Where I hear you say? Vanuatu – it’s a volcanic archipelago in the Pacific somewhere between Fiji, Australia and Papua New Guinea and sounds a jolly nice place. The main export is primary goods in the form of coconuts, coffee, timber, beef, and of course, cocoa. What I didn’t know, however, is that Vanuatu, along with Samoa have the oldest cocoa industries in the South Pacific source where it dates back to the 19th Century and now produces only around 1,200 tonnes a year which is less than one thousandth of that of Ivory Coast. Interestingly the cacao used to make this bar comes from the island of Epi which only produces a small fraction of the country’s total output, with Malekula and Santa /Malo producing the large bulk. I’ve also found out that much of the cacao is grown alongside coconut trees, so it’d be interesting to establish if the cacao tree’s growing partner has affected the flavour of the cacao.

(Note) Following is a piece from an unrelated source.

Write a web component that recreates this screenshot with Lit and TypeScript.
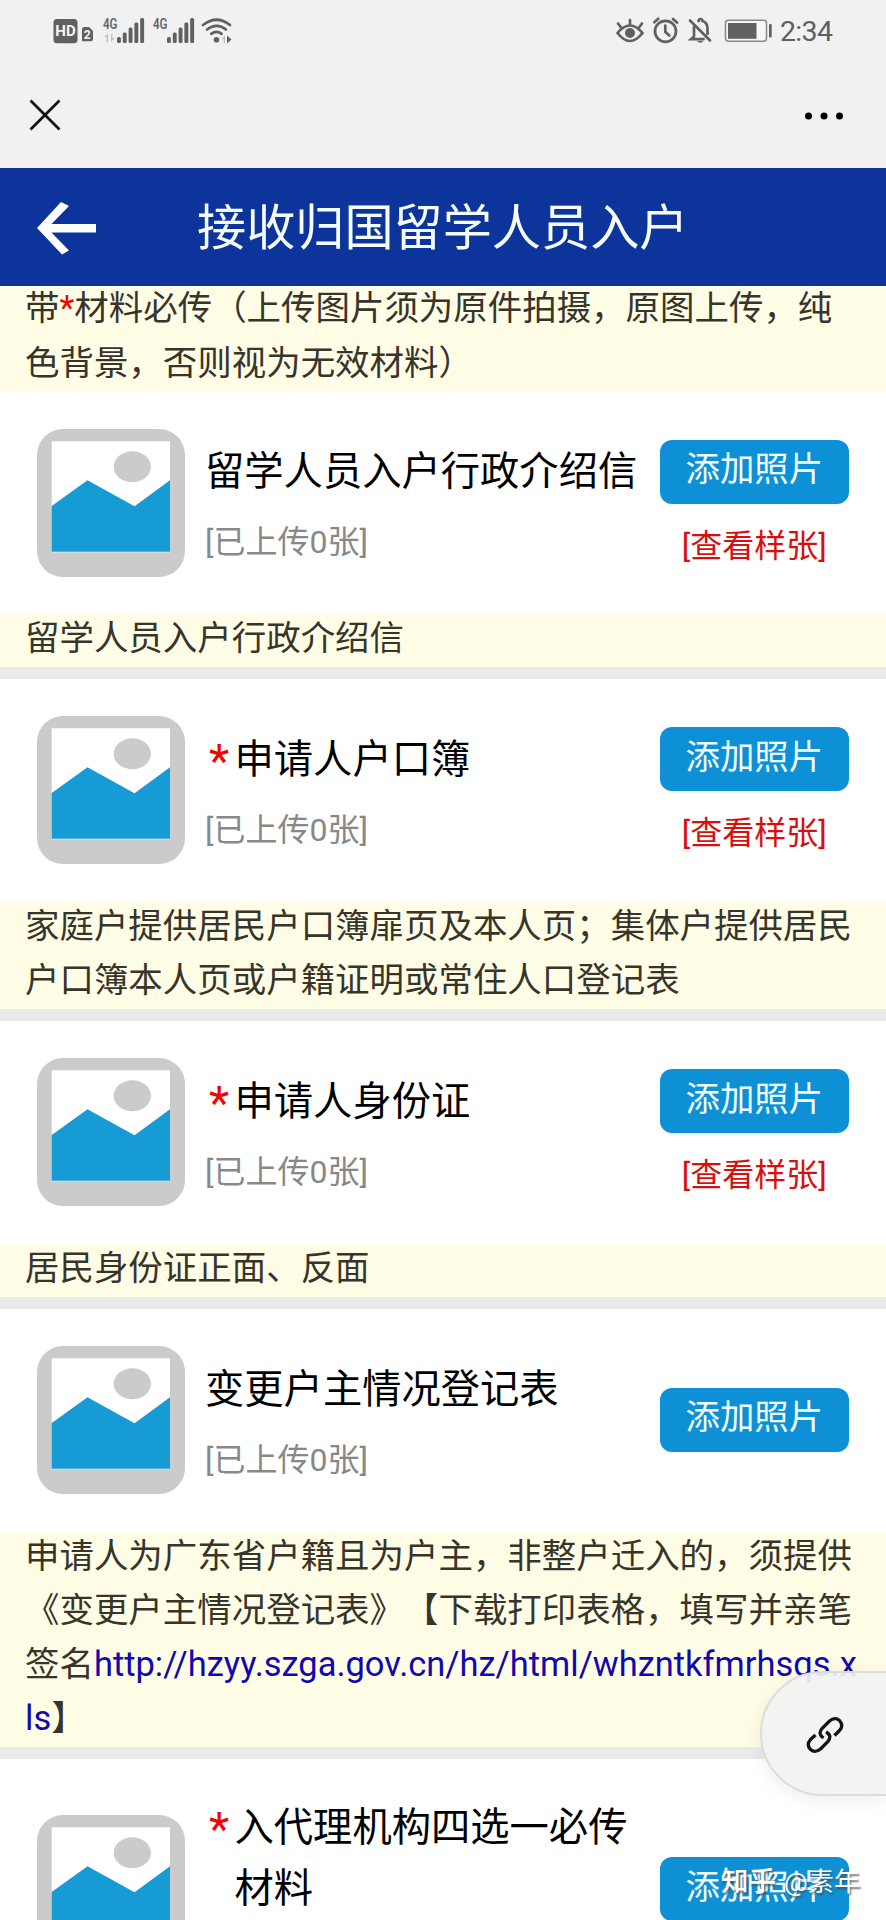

But what of the bar? It has a beautiful, rich, dark appearance and an immense shine. To me Pralus bars always look divine. And taste just as great.
The aroma is as clear-cut as any I’ve witnessed. The notes that just jump out at me are that of that hard gingerbread you get in Germany which they use to make gingerbread houses. It has a slightly stale edge – the gingerbread, not the chocolate of course. The flavour continues the aromatic trend with the muted ginger characteristic. But it seems wrapped around a more traditional, mass-market, chocolate flavour – just as you might have at with seasonal chocolate. But that doesn’t mean to distract or demean this bar as it truly is delightful, it just that I’ve not tried fine chocolate before that manages to gimmick intestinally or otherwise, the flavours of production line chocolate.
Leaving it on the tongue to melt there are wonderful cherry notes that spring to the surface whilst a mute acidity bubbles under the surface without popping through, just like those lava flows with a solid crust on top. The ability to get these flavours seems aided by the sheer thickness of the bar – every mouthful seems to be different than the previous. The last bite had a sharp zestiness that contrasts vividly with the sanguine gingerbread.
The texture I was in two minds about. It didn’t feel as smooth and silky as the other Pralus bars, there were little globules of the chocolate that took longer to melt than the rest and formed more of a paste texture whilst it melted rather than the consistent texture I would have preferred.
Perhaps I couldn’t see much to warrant giving this bar a remarkable score as in itself it isn’t remarkable. The source may be of interest, however the bar itself doesn’t compare to other Pralus greats such as the Chuao.
And what of the coconut? I didn’t taste any.